__Data shown__.
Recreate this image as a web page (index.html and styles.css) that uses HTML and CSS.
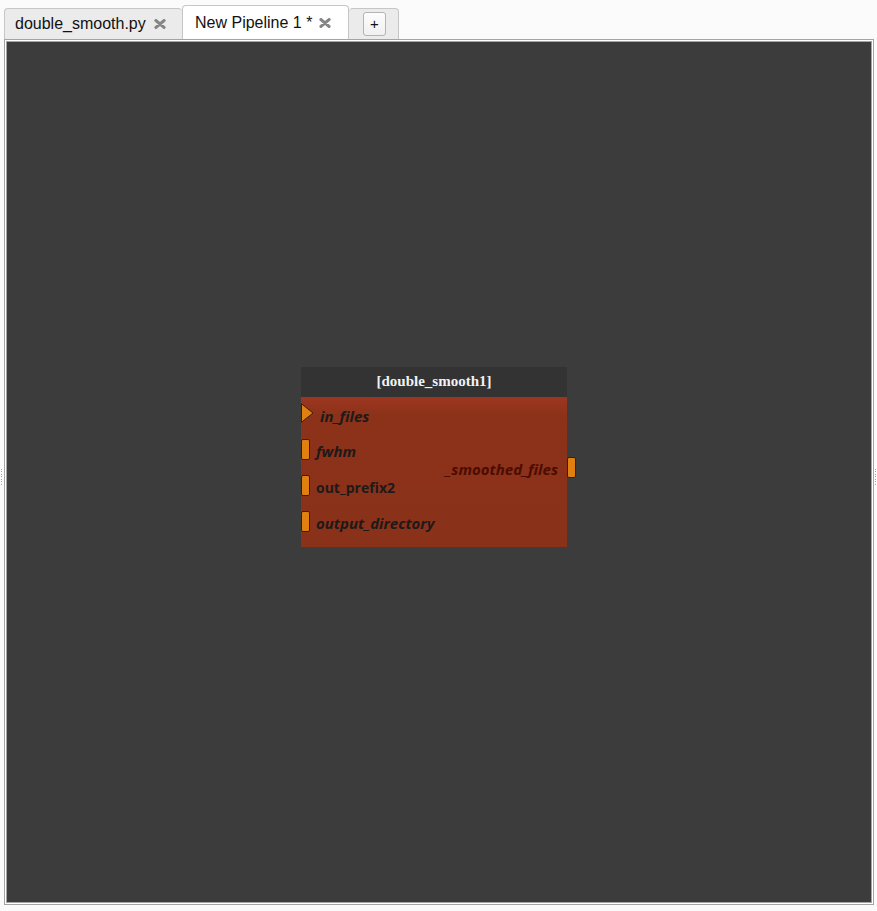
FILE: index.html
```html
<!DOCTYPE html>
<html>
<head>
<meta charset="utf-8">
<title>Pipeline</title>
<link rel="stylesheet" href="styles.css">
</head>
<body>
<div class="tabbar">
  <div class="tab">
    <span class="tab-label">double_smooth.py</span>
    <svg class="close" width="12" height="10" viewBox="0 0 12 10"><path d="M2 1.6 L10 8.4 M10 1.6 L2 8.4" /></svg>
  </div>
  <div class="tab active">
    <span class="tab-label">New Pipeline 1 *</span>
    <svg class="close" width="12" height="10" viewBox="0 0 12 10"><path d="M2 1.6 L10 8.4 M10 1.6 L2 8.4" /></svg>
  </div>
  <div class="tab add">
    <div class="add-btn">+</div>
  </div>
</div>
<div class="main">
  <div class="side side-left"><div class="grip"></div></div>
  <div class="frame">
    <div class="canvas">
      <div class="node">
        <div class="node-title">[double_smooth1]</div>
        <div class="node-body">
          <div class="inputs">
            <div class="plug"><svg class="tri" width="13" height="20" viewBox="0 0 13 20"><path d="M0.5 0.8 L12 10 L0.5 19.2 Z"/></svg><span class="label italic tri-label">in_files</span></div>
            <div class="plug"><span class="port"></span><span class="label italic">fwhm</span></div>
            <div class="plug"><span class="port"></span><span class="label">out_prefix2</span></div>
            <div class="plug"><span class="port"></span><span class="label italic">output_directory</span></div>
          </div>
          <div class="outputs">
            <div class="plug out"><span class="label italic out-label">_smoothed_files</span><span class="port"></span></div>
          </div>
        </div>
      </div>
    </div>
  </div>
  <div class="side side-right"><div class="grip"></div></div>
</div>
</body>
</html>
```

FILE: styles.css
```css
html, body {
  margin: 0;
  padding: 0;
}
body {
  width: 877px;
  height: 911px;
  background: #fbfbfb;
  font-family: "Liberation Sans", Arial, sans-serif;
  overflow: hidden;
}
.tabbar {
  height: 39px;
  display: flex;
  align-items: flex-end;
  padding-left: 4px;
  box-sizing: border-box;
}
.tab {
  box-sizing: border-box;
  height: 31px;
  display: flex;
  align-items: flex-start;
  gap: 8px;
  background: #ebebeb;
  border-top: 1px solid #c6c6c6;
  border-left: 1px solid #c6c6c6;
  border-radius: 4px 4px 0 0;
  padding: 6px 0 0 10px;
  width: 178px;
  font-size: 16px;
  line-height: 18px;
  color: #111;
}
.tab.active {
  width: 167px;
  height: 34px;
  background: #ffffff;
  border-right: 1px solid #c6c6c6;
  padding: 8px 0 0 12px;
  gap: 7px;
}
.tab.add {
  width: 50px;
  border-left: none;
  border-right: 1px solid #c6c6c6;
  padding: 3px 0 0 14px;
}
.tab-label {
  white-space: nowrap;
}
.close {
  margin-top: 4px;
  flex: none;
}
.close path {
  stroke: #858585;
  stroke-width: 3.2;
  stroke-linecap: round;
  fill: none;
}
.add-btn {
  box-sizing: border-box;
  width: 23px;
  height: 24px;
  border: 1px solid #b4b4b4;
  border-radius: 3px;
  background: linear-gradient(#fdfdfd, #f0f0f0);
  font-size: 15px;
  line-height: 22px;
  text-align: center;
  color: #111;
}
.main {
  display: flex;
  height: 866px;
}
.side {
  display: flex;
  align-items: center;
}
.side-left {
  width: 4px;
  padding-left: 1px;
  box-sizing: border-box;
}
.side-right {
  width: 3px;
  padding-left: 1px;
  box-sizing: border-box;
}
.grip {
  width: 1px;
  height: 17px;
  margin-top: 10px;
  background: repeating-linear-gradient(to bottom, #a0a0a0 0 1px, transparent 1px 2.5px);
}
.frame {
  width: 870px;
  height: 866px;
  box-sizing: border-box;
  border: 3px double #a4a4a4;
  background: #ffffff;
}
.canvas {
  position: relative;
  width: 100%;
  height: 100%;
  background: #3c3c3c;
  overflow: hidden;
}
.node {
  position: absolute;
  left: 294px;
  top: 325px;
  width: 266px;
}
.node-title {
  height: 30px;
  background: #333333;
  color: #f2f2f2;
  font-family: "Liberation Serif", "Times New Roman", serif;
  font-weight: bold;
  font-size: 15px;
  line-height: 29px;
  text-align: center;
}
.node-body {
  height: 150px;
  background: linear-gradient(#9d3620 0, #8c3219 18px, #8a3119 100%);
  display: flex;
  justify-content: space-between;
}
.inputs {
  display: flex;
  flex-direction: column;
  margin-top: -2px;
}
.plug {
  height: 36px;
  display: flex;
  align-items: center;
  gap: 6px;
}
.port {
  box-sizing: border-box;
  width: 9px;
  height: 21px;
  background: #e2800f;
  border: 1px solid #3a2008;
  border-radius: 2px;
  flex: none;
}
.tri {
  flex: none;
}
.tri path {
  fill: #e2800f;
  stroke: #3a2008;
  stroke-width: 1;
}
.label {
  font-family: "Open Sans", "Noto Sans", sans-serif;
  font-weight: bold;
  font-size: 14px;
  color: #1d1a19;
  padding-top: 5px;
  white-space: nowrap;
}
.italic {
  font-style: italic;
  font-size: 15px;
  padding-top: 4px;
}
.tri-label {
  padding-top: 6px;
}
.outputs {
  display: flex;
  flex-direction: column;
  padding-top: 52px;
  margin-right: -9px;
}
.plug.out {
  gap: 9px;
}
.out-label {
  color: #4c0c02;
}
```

__Exercise task__. Copy the listing over exactly, skipping the pictures it holds.

__Expected answer__.
Recreate this image as a web page (index.html and styles.css) that uses HTML and CSS.
FILE: index.html
```html
<!DOCTYPE html>
<html>
<head>
<meta charset="utf-8">
<title>Pipeline</title>
<link rel="stylesheet" href="styles.css">
</head>
<body>
<div class="tabbar">
  <div class="tab">
    <span class="tab-label">double_smooth.py</span>
    <svg class="close" width="12" height="10" viewBox="0 0 12 10"><path d="M2 1.6 L10 8.4 M10 1.6 L2 8.4" /></svg>
  </div>
  <div class="tab active">
    <span class="tab-label">New Pipeline 1 *</span>
    <svg class="close" width="12" height="10" viewBox="0 0 12 10"><path d="M2 1.6 L10 8.4 M10 1.6 L2 8.4" /></svg>
  </div>
  <div class="tab add">
    <div class="add-btn">+</div>
  </div>
</div>
<div class="main">
  <div class="side side-left"><div class="grip"></div></div>
  <div class="frame">
    <div class="canvas">
      <div class="node">
        <div class="node-title">[double_smooth1]</div>
        <div class="node-body">
          <div class="inputs">
            <div class="plug"><svg class="tri" width="13" height="20" viewBox="0 0 13 20"><path d="M0.5 0.8 L12 10 L0.5 19.2 Z"/></svg><span class="label italic tri-label">in_files</span></div>
            <div class="plug"><span class="port"></span><span class="label italic">fwhm</span></div>
            <div class="plug"><span class="port"></span><span class="label">out_prefix2</span></div>
            <div class="plug"><span class="port"></span><span class="label italic">output_directory</span></div>
          </div>
          <div class="outputs">
            <div class="plug out"><span class="label italic out-label">_smoothed_files</span><span class="port"></span></div>
          </div>
        </div>
      </div>
    </div>
  </div>
  <div class="side side-right"><div class="grip"></div></div>
</div>
</body>
</html>
```

FILE: styles.css
```css
html, body {
  margin: 0;
  padding: 0;
}
body {
  width: 877px;
  height: 911px;
  background: #fbfbfb;
  font-family: "Liberation Sans", Arial, sans-serif;
  overflow: hidden;
}
.tabbar {
  height: 39px;
  display: flex;
  align-items: flex-end;
  padding-left: 4px;
  box-sizing: border-box;
}
.tab {
  box-sizing: border-box;
  height: 31px;
  display: flex;
  align-items: flex-start;
  gap: 8px;
  background: #ebebeb;
  border-top: 1px solid #c6c6c6;
  border-left: 1px solid #c6c6c6;
  border-radius: 4px 4px 0 0;
  padding: 6px 0 0 10px;
  width: 178px;
  font-size: 16px;
  line-height: 18px;
  color: #111;
}
.tab.active {
  width: 167px;
  height: 34px;
  background: #ffffff;
  border-right: 1px solid #c6c6c6;
  padding: 8px 0 0 12px;
  gap: 7px;
}
.tab.add {
  width: 50px;
  border-left: none;
  border-right: 1px solid #c6c6c6;
  padding: 3px 0 0 14px;
}
.tab-label {
  white-space: nowrap;
}
.close {
  margin-top: 4px;
  flex: none;
}
.close path {
  stroke: #858585;
  stroke-width: 3.2;
  stroke-linecap: round;
  fill: none;
}
.add-btn {
  box-sizing: border-box;
  width: 23px;
  height: 24px;
  border: 1px solid #b4b4b4;
  border-radius: 3px;
  background: linear-gradient(#fdfdfd, #f0f0f0);
  font-size: 15px;
  line-height: 22px;
  text-align: center;
  color: #111;
}
.main {
  display: flex;
  height: 866px;
}
.side {
  display: flex;
  align-items: center;
}
.side-left {
  width: 4px;
  padding-left: 1px;
  box-sizing: border-box;
}
.side-right {
  width: 3px;
  padding-left: 1px;
  box-sizing: border-box;
}
.grip {
  width: 1px;
  height: 17px;
  margin-top: 10px;
  background: repeating-linear-gradient(to bottom, #a0a0a0 0 1px, transparent 1px 2.5px);
}
.frame {
  width: 870px;
  height: 866px;
  box-sizing: border-box;
  border: 3px double #a4a4a4;
  background: #ffffff;
}
.canvas {
  position: relative;
  width: 100%;
  height: 100%;
  background: #3c3c3c;
  overflow: hidden;
}
.node {
  position: absolute;
  left: 294px;
  top: 325px;
  width: 266px;
}
.node-title {
  height: 30px;
  background: #333333;
  color: #f2f2f2;
  font-family: "Liberation Serif", "Times New Roman", serif;
  font-weight: bold;
  font-size: 15px;
  line-height: 29px;
  text-align: center;
}
.node-body {
  height: 150px;
  background: linear-gradient(#9d3620 0, #8c3219 18px, #8a3119 100%);
  display: flex;
  justify-content: space-between;
}
.inputs {
  display: flex;
  flex-direction: column;
  margin-top: -2px;
}
.plug {
  height: 36px;
  display: flex;
  align-items: center;
  gap: 6px;
}
.port {
  box-sizing: border-box;
  width: 9px;
  height: 21px;
  background: #e2800f;
  border: 1px solid #3a2008;
  border-radius: 2px;
  flex: none;
}
.tri {
  flex: none;
}
.tri path {
  fill: #e2800f;
  stroke: #3a2008;
  stroke-width: 1;
}
.label {
  font-family: "Open Sans", "Noto Sans", sans-serif;
  font-weight: bold;
  font-size: 14px;
  color: #1d1a19;
  padding-top: 5px;
  white-space: nowrap;
}
.italic {
  font-style: italic;
  font-size: 15px;
  padding-top: 4px;
}
.tri-label {
  padding-top: 6px;
}
.outputs {
  display: flex;
  flex-direction: column;
  padding-top: 52px;
  margin-right: -9px;
}
.plug.out {
  gap: 9px;
}
.out-label {
  color: #4c0c02;
}
```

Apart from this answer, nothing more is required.